Photo by Dana Neibert

POP: You have a stock site. How do you market your stock images? With separate targeted campaigns? Who are your stock clients, existing or new? And do stock clients ever turn into full commercial clients?

The stock site is still in its infancy stage mostly because there’s only about a thousand or so images on there. I won’t start to market the site until I have 5,000 or so images. I think it could be detrimental to the site to send a large amount of people there only to disappoint them with a very little selection of images. Once I reach the 5,000 mark, I’ll market it with it’s own campaign. Right now it gets a fair amount of traffic and I’ve licensed images to existing as well as new clients. I know of lot of the images get used in comps by art directors for pitches so it also serves a purpose of just having a larger selection of my work available for creatives to present to their clients.

POP: Dream job/client?

An Army, Navy, Marines or Air Force shoot. I love shooting real people in real environments. I love to become a fly on a wall and capture real moments. With some commercial shoots I can do that if I have good talent where I can give them some up front direction and then they bring the rest to the table.
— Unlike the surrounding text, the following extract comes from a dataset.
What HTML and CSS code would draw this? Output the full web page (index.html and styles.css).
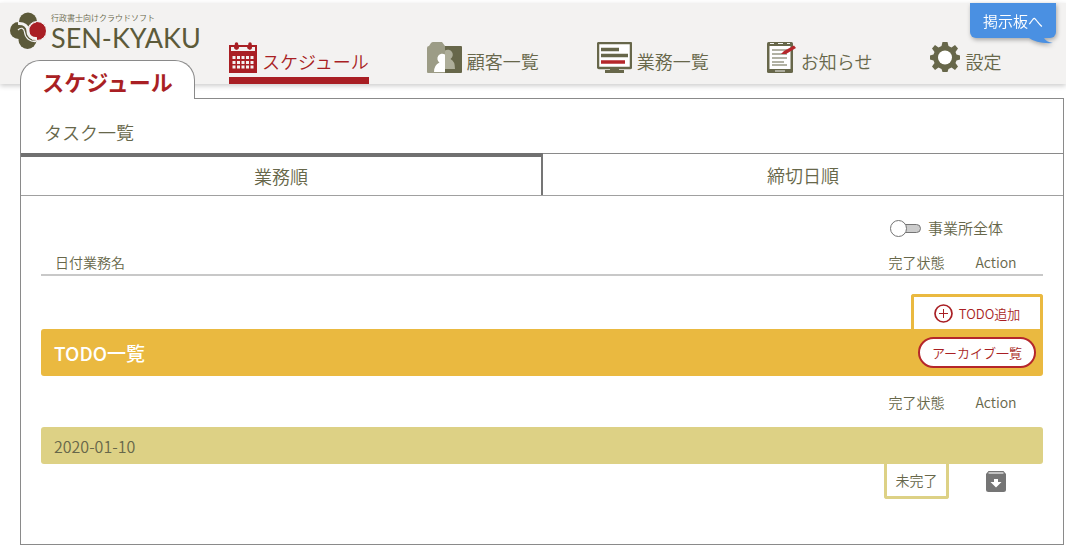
FILE: index.html
```
<!DOCTYPE html>
<html lang="ja">

<head>
    <meta charset="UTF-8">
    <title>スケジュール | SEN-KYAKU</title>
    <link rel="stylesheet" href="styles.css">
</head>

<body>
    <header class="header">
        <a href="#" class="logo">
            <svg class="logo-mark" width="36" height="37" viewBox="0 0 36 37">
                <circle cx="8.500" cy="18.500" r="8.500" fill="#5c5a3a" />
                <circle cx="18" cy="9.500" r="9" fill="#5c5a3a" />
                <circle cx="17.500" cy="28" r="9" fill="#5c5a3a" />
                <circle cx="27" cy="19" r="9.500" fill="#a91f24" stroke="#f3f2f1" />
                <path d="M18.500 18.500C19 14 22 11 26 10" fill="none" stroke="#f3f2f1" stroke-width="1.200" />
                <path d="M8 11.500C14 11 18 14 18 19C18 24 22 27 27 26.500" fill="none" stroke="#f3f2f1" stroke-width="3" />
                <path d="M8 18C11 15 14 16 14.500 20C15 26 20 30 26 29.500" fill="none" stroke="#f3f2f1" stroke-width="1.200" />
            </svg>
            <span class="logo-text">
                <span class="logo-sub">行政書士向けクラウドソフト</span>
                <span class="logo-name">SEN-KYAKU</span>
            </span>
        </a>

        <nav class="nav">
            <a href="#" class="nav-item active">
                <svg width="28" height="31" viewBox="0 0 28 31">
                    <path d="M0 3H28V31H0Z" fill="#a91f24" />
                    <path d="M2 5H5A2.500 2.500 0 0 0 10 5H18A2.500 2.500 0 0 0 23 5H26V9H2Z" fill="#f3f2f1" />
                    <path d="M7.500 2V6M21 2V6" stroke="#a91f24" stroke-width="3.500" stroke-linecap="round" />
                    <path d="M3.500 15.500H25M3.500 20.500H25M3.500 25H25" stroke="#f3f2f1" stroke-width="3" stroke-dasharray="3 1.500" />
                </svg>
                <span>スケジュール</span>
            </a>
            <a href="#" class="nav-item">
                <svg width="35" height="31" viewBox="0 0 35 31">
                    <path d="M18 4H34Q35 4 35 5V30Q35 31 34 31H18Z" fill="#67674a" />
                    <path d="M0 6Q0 4 2 4L4 1Q5 0 6 0H15L18 4V31H1Q0 31 0 30Z" fill="#9c9c86" />
                    <path d="M18 8.500A4.500 4.500 0 1 1 23.500 17Q28 19 28 27H18Z" fill="#aeae9a" />
                    <path d="M18 12.500A4.500 4.500 0 1 0 12.500 20.500Q7 23 7 30H18Z" fill="#fff" />
                </svg>
                <span>顧客一覧</span>
            </a>
            <a href="#" class="nav-item">
                <svg width="35" height="31" viewBox="0 0 35 31">
                    <rect x="1" y="1" width="33" height="25" rx="1" fill="#fff" stroke="#67674a" stroke-width="2.500" />
                    <path d="M4 7.500H22M4 13.500H31" stroke="#67674a" stroke-width="3.500" />
                    <path d="M4 20H28" stroke="#b5272b" stroke-width="3.500" />
                    <path d="M13 26H22V28H27V31H8V28H13Z" fill="#67674a" />
                </svg>
                <span>業務一覧</span>
            </a>
            <a href="#" class="nav-item">
                <svg width="29" height="31" viewBox="0 0 29 31">
                    <rect x="0" y="0" width="26" height="31" rx="1.500" fill="#67674a" />
                    <rect x="2.500" y="4" width="21" height="23" fill="#fff" />
                    <path d="M3 1.500H7M11 1.500H16M20 1.500H23M8 29H18" stroke="#f3f2f1" />
                    <path d="M5 8H20M5 12H20M5 16H20M5 20H17M5 23H20" stroke="#67674a" stroke-width="1.200" />
                    <path d="M14 12L17 9L27 3.500L29 6L19 12Z" fill="#b5272b" />
                </svg>
                <span>お知らせ</span>
            </a>
            <a href="#" class="nav-item">
                <svg width="30" height="31" viewBox="0 0 30 31">
                    <path d="M12.500 0H17.500L18.500 4L21.500 5.500L25 3L28 6.500L25.500 10L26.500 12.500L30 13.500V17.500L26.500 18.500L25.500 21L28 24.500L25 28L21.500 25.500L18.500 27L17.500 30H12.500L11.500 27L8.500 25.500L5 28L2 24.500L4.500 21L3.500 18.500L0 17.500V13.500L3.500 12.500L4.500 10L2 6.500L5 3L8.500 5.500L11.500 4Z" fill="#67674a" />
                    <circle cx="15" cy="15.500" r="7" fill="#fff" />
                </svg>
                <span>設定</span>
            </a>
        </nav>

        <a href="#" class="board-link">
            掲示板へ
            <svg class="board-tail" width="24" height="8" viewBox="0 0 24 8">
                <path d="M0 0Q8 6 24 5Q17 4 15 0Z" fill="#4a90e2" />
            </svg>
        </a>
    </header>

    <main class="main">
        <h1 class="page-tab">スケジュール</h1>

        <section class="panel">
            <h2 class="panel-title">タスク一覧</h2>

            <div class="tabs">
                <button type="button" class="tab selected">業務順</button>
                <button type="button" class="tab">締切日順</button>
            </div>

            <div class="content">
                <label class="office-toggle">
                    <input type="checkbox" class="switch">
                    事業所全体
                </label>

                <table class="task-table ruled">
                    <thead>
                        <tr>
                            <th class="col-name">日付業務名</th>
                            <th class="col-status">完了状態</th>
                            <th class="col-action">Action</th>
                        </tr>
                    </thead>
                </table>

                <button type="button" class="add-todo">
                    <svg width="19" height="19" viewBox="0 0 19 19" fill="none" stroke="#a91f24">
                        <circle cx="9.500" cy="9.500" r="8.500" stroke-width="1.700" />
                        <path d="M5 9.500H14M9.500 5V14" />
                    </svg>
                    TODO追加
                </button>

                <div class="todo-bar">
                    <h3 class="todo-title">TODO一覧</h3>
                    <button type="button" class="archive-list">アーカイブ一覧</button>
                </div>

                <table class="task-table">
                    <thead>
                        <tr>
                            <th class="col-name"></th>
                            <th class="col-status">完了状態</th>
                            <th class="col-action">Action</th>
                        </tr>
                    </thead>
                    <tbody>
                        <tr>
                            <td class="date" colspan="3">2020-01-10</td>
                        </tr>
                        <tr>
                            <td></td>
                            <td><button type="button" class="status">未完了</button></td>
                            <td class="action">
                                <button type="button" class="archive" aria-label="アーカイブ">
                                    <svg width="20" height="21" viewBox="0 0 20 21">
                                        <path d="M2.500 0H17.500L20 3V18.500Q20 21 17.500 21H2.500Q0 21 0 18.500V3Z" fill="#757575" />
                                        <path d="M2.500 2H17.500" stroke="#ddd" stroke-width="1.500" />
                                        <path d="M8 8H12V11H15.500L10 16.500L4.500 11H8Z" fill="#fff" />
                                    </svg>
                                </button>
                            </td>
                        </tr>
                    </tbody>
                </table>
            </div>
        </section>
    </main>
</body>

</html>
```

FILE: styles.css
```
* {
    box-sizing: border-box;
}

body {
    margin: 0;
    padding-top: 3px;
    background: #fff;
    color: #67674a;
    font-family: "Noto Sans CJK JP", sans-serif;
    font-weight: 350;
    font-size: 14px;
}

a {
    color: inherit;
    text-decoration: none;
}

button {
    font: inherit;
    color: inherit;
    background: #fff;
    border: none;
    padding: 0;
    cursor: pointer;
}

svg {
    display: block;
    flex-shrink: 0;
}

/* header */
.header {
    position: relative;
    display: flex;
    gap: 32px;
    height: 81px;
    padding-left: 10px;
    background: #f3f2f1;
    box-shadow: 0 2px 5px rgba(0, 0, 0, 0.2);
}

.logo {
    display: flex;
    align-items: flex-start;
    gap: 5px;
    width: 187px;
    padding-top: 9px;
}

.logo-text {
    display: flex;
    flex-direction: column;
    white-space: nowrap;
}

.logo-sub {
    font-size: 8px;
    line-height: 12px;
}

.logo-name {
    font-family: Lato, sans-serif;
    font-weight: 400;
    font-size: 27px;
    line-height: 28px;
    color: #5c5a3a;
}

.nav {
    display: flex;
    align-items: flex-end;
    gap: 58px;
}

.nav-item {
    display: flex;
    align-items: flex-end;
    gap: 5px;
    padding-bottom: 4px;
    border-bottom: 7px solid transparent;
    font-size: 18px;
    line-height: 24px;
    white-space: nowrap;
}

.nav-item.active {
    color: #a91f24;
    border-bottom-color: #a91f24;
}

.board-link {
    position: absolute;
    top: 0;
    right: 10px;
    padding: 0 13px;
    border-radius: 0 0 6px 6px;
    background: #4a90e2;
    color: #fff;
    font-size: 15px;
    line-height: 35px;
    filter: drop-shadow(1px 2px 2px rgba(0, 0, 0, 0.3));
}

.board-tail {
    position: absolute;
    top: 100%;
    right: 3px;
}

/* page */
.main {
    position: relative;
    margin: -24px 2px 0 20px;
}

.page-tab {
    position: relative;
    z-index: 1;
    width: 175px;
    height: 39px;
    margin: 0 0 -1px;
    border: 1px solid #8a8a8a;
    border-bottom: none;
    border-radius: 20px 20px 0 0;
    background: #fff;
    color: #a91f24;
    font-size: 22px;
    font-weight: 700;
    line-height: 40px;
    text-align: center;
}

.panel {
    border: 1px solid #8a8a8a;
    background: #fff;
}

.panel-title {
    margin: 0;
    padding: 12px 23px 0;
    font-size: 18px;
    font-weight: 350;
    line-height: 42px;
}

.tabs {
    display: flex;
    border-bottom: 1px solid #a0a0a0;
}

.tab {
    flex: 1;
    height: 42px;
    border-top: 1px solid #8a8a8a;
    font-size: 18px;
}

.tab.selected {
    border-top: 4px solid #707070;
    border-right: 2px solid #757575;
}

.content {
    display: flex;
    flex-direction: column;
    padding: 20px 20px 45px;
}

.office-toggle {
    display: flex;
    align-items: center;
    align-self: flex-end;
    gap: 7px;
    padding-right: 40px;
    font-size: 15px;
    line-height: 24px;
}

.switch {
    appearance: none;
    display: flex;
    align-items: center;
    width: 30px;
    height: 9px;
    margin: 0;
    border: 1px solid #757575;
    border-radius: 5px;
    background: #ccc;
}

.switch::before {
    content: "";
    width: 15px;
    height: 15px;
    flex-shrink: 0;
    margin-left: -2px;
    border: 1px solid #757575;
    border-radius: 50%;
    background: #fff;
}

.switch:checked::before {
    margin-left: 15px;
}

.task-table {
    width: 100%;
    border-collapse: collapse;
    table-layout: fixed;
}

.task-table.ruled {
    margin: 11px 0 18px;
    border-bottom: 2px solid #c8c8c8;
}

.task-table th {
    height: 51px;
    padding: 0;
    font-weight: 350;
}

.task-table.ruled th {
    height: 23px;
    line-height: 23px;
}

.task-table td {
    padding: 0;
}

.task-table .col-name {
    padding-left: 14px;
    text-align: left;
}

.col-status {
    width: 65px;
}

.col-action {
    width: 94px;
}

.add-todo {
    display: flex;
    align-items: center;
    justify-content: center;
    align-self: flex-end;
    gap: 6px;
    width: 132px;
    height: 35px;
    border: 3px solid #eab940;
    border-bottom: none;
    border-radius: 3px 3px 0 0;
    color: #a91f24;
    font-size: 13px;
}

.todo-bar {
    display: flex;
    align-items: center;
    justify-content: space-between;
    height: 47px;
    padding: 0 7px 0 13px;
    border-radius: 3px 0 3px 3px;
    background: #eab940;
}

.todo-title {
    margin: 0;
    color: #fff;
    font-size: 19px;
    font-weight: 500;
    line-height: 24px;
}

.archive-list {
    width: 118px;
    height: 31px;
    border: 2px solid #b5272b;
    border-radius: 16px;
    color: #a91f24;
    font-size: 13px;
    line-height: 20px;
}

.task-table .date {
    height: 37px;
    padding-left: 13px;
    border-radius: 3px;
    background: #ddd185;
    font-size: 16px;
}

.status {
    display: block;
    width: 100%;
    height: 35px;
    border: 3px solid #ddd185;
    border-top: none;
    border-radius: 0 0 3px 3px;
}

.archive {
    display: block;
    margin: 0 auto;
}
```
Sometimes I can’t and I have to constantly direct the talent like a fashion shoot—move your arm, higher, little higher, now look past me, a little more, no, past me… It’s so much more gratifying when that stuff just happens and I can capture it. Shooting members of our armed forces and showing them as the heroes they are would just be ideal. I’m not proposing to embed myself in a platoon in Iraq but rather in a training type facility here in the states with an air conditioned motor home waiting for me after each shot.

Photo by Dana Neibert



One Response to “Q&A with Advertising Photographer DANA NEIBERT”

  1. Damn Dano, you are GOOOOD!! Great story brother.